##### Collected material #####

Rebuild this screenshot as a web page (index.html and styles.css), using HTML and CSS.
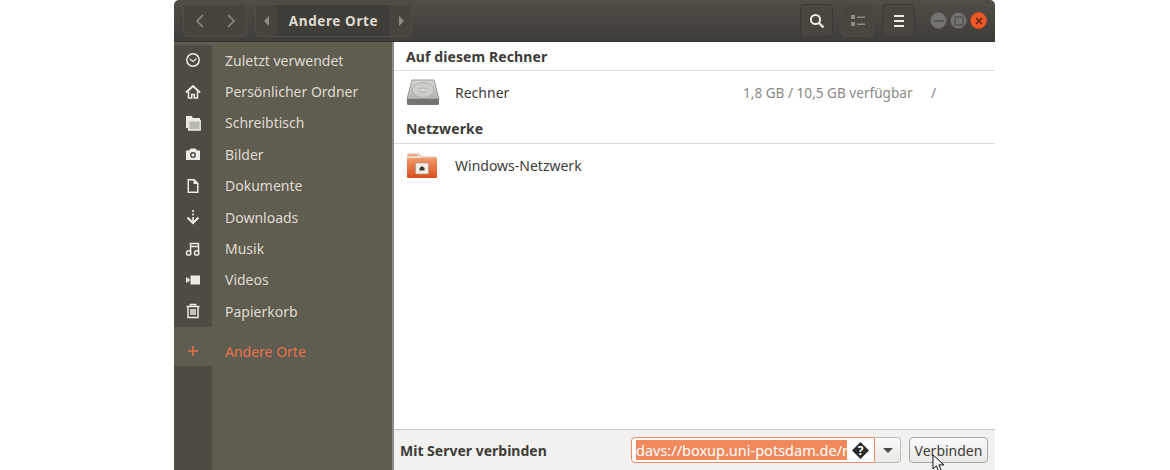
FILE: index.html
```html
<!DOCTYPE html>
<html lang="de">
<head>
<meta charset="utf-8">
<title>Andere Orte</title>
<link rel="stylesheet" href="styles.css">
</head>
<body>
<div class="window">
  <header class="titlebar">
    <div class="btn-group nav">
      <div class="nav-btn"><svg width="12" height="16" viewBox="0 0 12 16"><path d="M9 2 3 8l6 6" class="chev"/></svg></div>
      <div class="nav-btn"><svg width="12" height="16" viewBox="0 0 12 16"><path d="m3 2 6 6-6 6" class="chev"/></svg></div>
    </div>
    <div class="btn-group path">
      <div class="path-arrow"><svg width="6" height="10" viewBox="0 0 6 10"><path d="M5 0v10L0 5z" class="tri"/></svg></div>
      <div class="path-current">Andere Orte</div>
      <div class="path-arrow"><svg width="6" height="10" viewBox="0 0 6 10"><path d="M1 0v10l5-5z" class="tri"/></svg></div>
    </div>
    <div class="spacer"></div>
    <div class="tool-btn"><svg width="16" height="16" viewBox="0 0 16 16"><circle cx="6.500" cy="6.500" r="4.600" class="lens"/><path d="m10 10 4.500 4.500" class="lens-handle"/></svg></div>
    <div class="tool-btn dim"><svg width="14" height="12" viewBox="0 0 14 12"><path d="M0 0h4v4H0zM0 7h4v4H0z" class="list-a"/><path d="M6 1.500h8v1.500H6zM6 8.500h8V10H6z" class="list-a"/></svg></div>
    <div class="tool-btn"><svg width="12" height="12" viewBox="0 0 12 12"><path d="M1 0h10v2H1zM1 5h10v2H1zM1 10h10v2H1z" class="menu-i"/></svg></div>
    <div class="divider"></div>
    <div class="wm">
      <div class="wm-btn"><svg width="10" height="2" viewBox="0 0 10 2"><path d="M0 0h10v2H0z" class="wm-g"/></svg></div>
      <div class="wm-btn"><svg width="10" height="10" viewBox="0 0 10 10"><path d="M1 1h8v8H1z" class="wm-s"/></svg></div>
      <div class="wm-btn close"><svg width="8" height="8" viewBox="0 0 8 8"><path d="m1 1 6 6M7 1 1 7" class="wm-x"/></svg></div>
    </div>
  </header>
  <div class="main">
    <nav class="sidebar">
      <div class="places">
        <div class="place"><span class="ico"><svg width="16" height="16" viewBox="0 0 16 16"><circle cx="8" cy="8" r="6.200" class="ln"/><path d="M4.800 7 8 9.500l3.500-3" class="ln thin"/></svg></span><span class="lbl">Zuletzt verwendet</span></div>
        <div class="place"><span class="ico"><svg width="16" height="16" viewBox="0 0 16 16"><path d="M1 8.500 8 2l7 6.500" class="ln wide"/><path d="M3.500 7.500V14H6.700V10.500H9.300V14H12.500V7.500" class="ln"/></svg></span><span class="lbl">Persönlicher Ordner</span></div>
        <div class="place"><span class="ico"><svg width="16" height="16" viewBox="0 0 16 16"><path d="M1 1h5.500L8 3h7v2H3v8H1z" class="fl"/><path d="M3.800 5.800h11.400V15H3.800z" class="soft"/></svg></span><span class="lbl">Schreibtisch</span></div>
        <div class="place"><span class="ico"><svg width="16" height="16" viewBox="0 0 16 16"><path fill-rule="evenodd" d="M5.500 2.500h5L12 4.500h3v9.500H1V4.500h3zM8 6a3 3 0 1 0 0 6 3 3 0 0 0 0-6z" class="fl"/><circle cx="8" cy="9" r="1.600" class="fl"/></svg></span><span class="lbl">Bilder</span></div>
        <div class="place"><span class="ico"><svg width="16" height="16" viewBox="0 0 16 16"><path fill-rule="evenodd" d="M2.500 1H9.500L13.500 5V15H2.500zM4 2.500V13.500H12V6H8.500V2.500z" class="fl"/></svg></span><span class="lbl">Dokumente</span></div>
        <div class="place"><span class="ico"><svg width="16" height="16" viewBox="0 0 16 16"><path d="M7.200 1h1.600v2H7.200zM7.200 4.500h1.600v2H7.200zM7.200 8h1.600v4H7.200z" class="fl"/><path d="M2.500 8.500 8 14l5.500-5.500" class="ln wide"/></svg></span><span class="lbl">Downloads</span></div>
        <div class="place"><span class="ico"><svg width="16" height="16" viewBox="0 0 16 16"><path d="M5.500 11.500V2.500h8v9M5.500 5.500h8" class="ln"/><circle cx="3.700" cy="12" r="2.200" class="ln"/><circle cx="11.700" cy="12" r="2.200" class="ln"/></svg></span><span class="lbl">Musik</span></div>
        <div class="place"><span class="ico"><svg width="16" height="16" viewBox="0 0 16 16"><path d="M5.500 3.500H15v9H5.500zM1 5l3.500 2v2L1 11z" class="fl"/></svg></span><span class="lbl">Videos</span></div>
        <div class="place"><span class="ico"><svg width="16" height="16" viewBox="0 0 16 16"><path d="M1.500 3.500h13M3 3.500V14.500h10V3.500M5.500 3V1.500h5V3M6 6v6M8 6v6M10 6v6" class="ln"/></svg></span><span class="lbl">Papierkorb</span></div>
      </div>
      <div class="place current"><span class="ico"><svg width="12" height="12" viewBox="0 0 12 12"><path d="M5.200 1h1.600v4.200H11v1.600H6.800V11H5.200V6.800H1V5.200h4.200z" class="plus"/></svg></span><span class="lbl">Andere Orte</span></div>
      <div class="rail-fill"></div>
    </nav>
    <div class="sep"></div>
    <section class="content">
      <div class="list">
        <h2 class="section-title first">Auf diesem Rechner</h2>
        <div class="row">
          <svg class="row-icon" width="34" height="27" viewBox="0 0 34 27">
            <defs>
              <linearGradient id="hd" x1="0" y1="0" x2="0" y2="1"><stop offset="0" stop-color="#d8d8d4"/><stop offset="1" stop-color="#b2b2ae"/></linearGradient>
            </defs>
            <path d="M6 1h22l5 19H1z" fill="url(#hd)" stroke="#9a9a96"/>
            <path d="M1 20h32v4.500a1.500 1.500 0 0 1-1.500 1.500h-29A1.500 1.500 0 0 1 1 24.500z" fill="#74746f"/>
            <ellipse cx="17" cy="11" rx="11" ry="7.500" fill="#cdcdc9" stroke="#b0b0ac"/>
            <ellipse cx="17" cy="11" rx="3.500" ry="2" fill="#dcdcd8" stroke="#b0b0ac"/>
          </svg>
          <span class="row-name">Rechner</span>
          <span class="row-info">1,8 GB / 10,5 GB verfügbar</span>
          <span class="row-path">/</span>
        </div>
        <h2 class="section-title net-title">Netzwerke</h2>
        <div class="row net">
          <svg class="row-icon" width="30" height="25" viewBox="0 0 30 25">
            <defs>
              <linearGradient id="fo" x1="0" y1="0" x2="0" y2="1"><stop offset="0" stop-color="#f19a6c"/><stop offset="1" stop-color="#dc4f1c"/></linearGradient>
            </defs>
            <path d="M1 1h11l2 3h15v3H1z" fill="#f0e2d6" stroke="#d49a78" stroke-width=".8"/>
            <path d="M2 2.500h8" stroke="#ee8a5c" stroke-width="1.200"/>
            <path d="M0 5h30V24a1 1 0 0 1-1 1H1a1 1 0 0 1-1-1z" fill="url(#fo)"/>
            <rect x="8.500" y="10" width="13" height="11" rx="1" fill="#f2efe9" stroke="#a8907f" stroke-width=".6"/>
            <path d="M12.500 17.500V15l2.500-2 2.500 2v2.500z" fill="#3c3b37"/>
          </svg>
          <span class="row-name">Windows-Netzwerk</span>
        </div>
      </div>
      <footer class="connect">
        <span class="connect-label">Mit Server verbinden</span>
        <div class="combo">
          <div class="entry">
            <span class="entry-text"><span class="sel">davs://boxup.uni-potsdam.de/remote.php</span></span>
            <svg class="warn" width="17" height="17" viewBox="0 0 17 17"><path d="M8.500 0 17 8.500 8.500 17 0 8.500z" class="warn-bg"/><text x="8.500" y="12.800" text-anchor="middle" class="warn-q">?</text></svg>
          </div>
          <div class="combo-btn"><svg width="10" height="5" viewBox="0 0 10 5"><path d="M0 0h10L5 5z" class="combo-tri"/></svg></div>
        </div>
        <div class="connect-wrap">
          <div class="connect-btn">Verbinden</div>
          <svg class="cursor" width="15" height="19" viewBox="0 0 15 19"><path d="M1 1v14l3.400-3.200 2.400 6 2.600-1.100-2.500-5.800H12z" class="cur"/></svg>
        </div>
      </footer>
    </section>
  </div>
</div>
</body>
</html>
```
FILE: styles.css
```css
* { box-sizing: border-box; }
html, body { margin: 0; padding: 0; height: 100%; background: #fff; overflow: hidden; }
body { font-family: "Noto Sans", "Open Sans", sans-serif; font-size: 14px; }
.window { width: 821px; height: 470px; margin-left: 174px; display: flex; flex-direction: column; }
.titlebar { height: 42px; flex: none; display: flex; align-items: center; padding: 3px 8px 3px 9px; background: linear-gradient(#4f4d46, #3f3d37); border-radius: 5px 5px 0 0; border-bottom: 1px solid #34332e; }
.btn-group { height: 33px; display: flex; border: 1px solid #4f4d46; border-radius: 4px; background: #46443d; }
.nav { width: 64px; margin-right: 8px; }
.nav-btn { flex: 1; display: flex; align-items: center; justify-content: center; }
.chev { fill: none; stroke: #8d8b84; stroke-width: 1.600; }
.tri { fill: #8d8b84; }
.path { width: 157px; }
.path-arrow { width: 21px; display: flex; align-items: center; justify-content: center; }
.path-current { flex: 1; display: flex; align-items: center; justify-content: center; background: #3f3d37; color: #dfdbd2; font-weight: 700; font-size: 13.500px; letter-spacing: .6px; }
.spacer { flex: 1; }
.tool-btn { width: 33px; height: 33px; margin-left: 8px; display: flex; align-items: center; justify-content: center; background: #48463f; border: 1px solid #3a3933; border-radius: 4px; }
.dim { border-color: #4b4942; }
.lens { fill: none; stroke: #eeebe4; stroke-width: 2; }
.lens-handle { stroke: #eeebe4; stroke-width: 2.400; }
.list-a { fill: #8d8b84; }
.menu-i { fill: #eeebe4; }
.divider { width: 1px; height: 30px; background: #4a4841; margin: 0 7px; }
.wm { display: flex; gap: 3px; }
.wm-btn { width: 17px; height: 17px; border-radius: 50%; background: #74736d; display: flex; align-items: center; justify-content: center; border: 1px solid #5a5954; }
.wm-g { fill: #55544e; }
.wm-s { fill: none; stroke: #55544e; stroke-width: 1.500; }
.close { background: #ec5a2a; border-color: #c9481f; }
.wm-x { stroke: #5d2410; stroke-width: 1.500; }
.main { flex: 1; display: flex; min-height: 0; }
.sidebar { width: 218px; flex: none; display: flex; flex-direction: column; background: #5f5c50; padding-top: 2.500px; }
.places { display: flex; flex-direction: column; background: linear-gradient(90deg, #4e4c42 38px, #5f5c50 38px); }
.place { height: 31.400px; flex: none; display: flex; align-items: center; color: #dfdbd2; font-size: 14px; }
.ico { width: 38px; flex: none; display: flex; align-items: center; justify-content: center; }
.lbl { margin-left: 13px; }
.ln { fill: none; stroke: #ecebe5; stroke-width: 1.500; }
.thin { stroke-width: 1.200; }
.wide { stroke-width: 2; }
.fl { fill: #ecebe5; }
.soft { fill: #b9b8b1; stroke: #ecebe5; stroke-width: 1.400; }
.current { height: 30px; margin-top: 9px; color: #e8714a; }
.plus { fill: #e8714a; }
.rail-fill { flex: 1; width: 38px; background: #4e4c42; }
.sep { width: 2px; flex: none; background: #8c8b85; }
.content { flex: 1; min-width: 0; display: flex; flex-direction: column; background: #fff; }
.list { flex: 1; min-height: 0; }
.section-title { margin: 0; height: 29px; padding-left: 12px; display: flex; align-items: center; border-bottom: 1px solid #dcdbd8; font-size: 14px; font-weight: 700; color: #3d3c38; letter-spacing: .1px; }
.net-title { padding-bottom: 2px; }
.row { height: 44px; display: flex; align-items: center; padding: 0 0 1px 12px; color: #3d3c38; }
.net { height: 43px; padding-bottom: 1px; }
.row-icon { flex: none; }
.row-name { margin-left: 15px; font-size: 14px; width: 0; flex: none; white-space: nowrap; }
.row-info { margin-left: 288px; width: 188px; flex: none; color: #8a8986; font-size: 13.600px; white-space: nowrap; }
.row-path { color: #8a8986; }
.net .row-icon { margin-left: 1px; margin-right: 3px; }
.connect { height: 41px; flex: none; display: flex; align-items: center; padding: 0 8px 0 6px; background: #f2f1ef; border-top: 1px solid #c4c3bf; }
.connect-label { width: 231px; flex: none; font-weight: 700; font-size: 14px; color: #3d3c38; }
.combo { width: 270px; height: 26px; flex: none; display: flex; }
.entry { width: 244px; display: flex; align-items: center; padding: 0 3px 0 4px; background: #fff; border: 1px solid #ed8a64; border-radius: 4px 0 0 4px; }
.entry-text { width: 211px; flex: none; overflow: hidden; white-space: nowrap; font-size: 14.500px; line-height: 20px; }
.sel { background: #f08a5d; color: #fff; display: inline-block; }
.warn { margin-left: 5px; flex: none; }
.warn-bg { fill: #2b2a27; }
.warn-q { fill: #fff; font-size: 12px; font-weight: 700; font-family: "Noto Sans", sans-serif; }
.combo-btn { flex: 1; display: flex; align-items: center; justify-content: center; background: linear-gradient(#fbfaf9, #e9e8e5); border: 1px solid #bdbcb8; border-left: 0; border-radius: 0 4px 4px 0; }
.combo-tri { fill: #4a4945; }
.connect-wrap { position: relative; margin-left: 8px; }
.connect-btn { width: 79px; height: 26px; display: flex; align-items: center; justify-content: center; background: linear-gradient(#fbfaf9, #e9e8e5); border: 1px solid #a9a8a4; border-radius: 4px; font-size: 14px; color: #3d3c38; }
.cursor { position: absolute; left: 23px; top: 17px; }
.cur { fill: #f6f6f6; stroke: #111; stroke-width: 1; }
```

#####

Show the lines that mention the word "styles".

Rebuild this screenshot as a web page (index.html and styles.css), using HTML and CSS.
<link rel="stylesheet" href="styles.css">
FILE: styles.css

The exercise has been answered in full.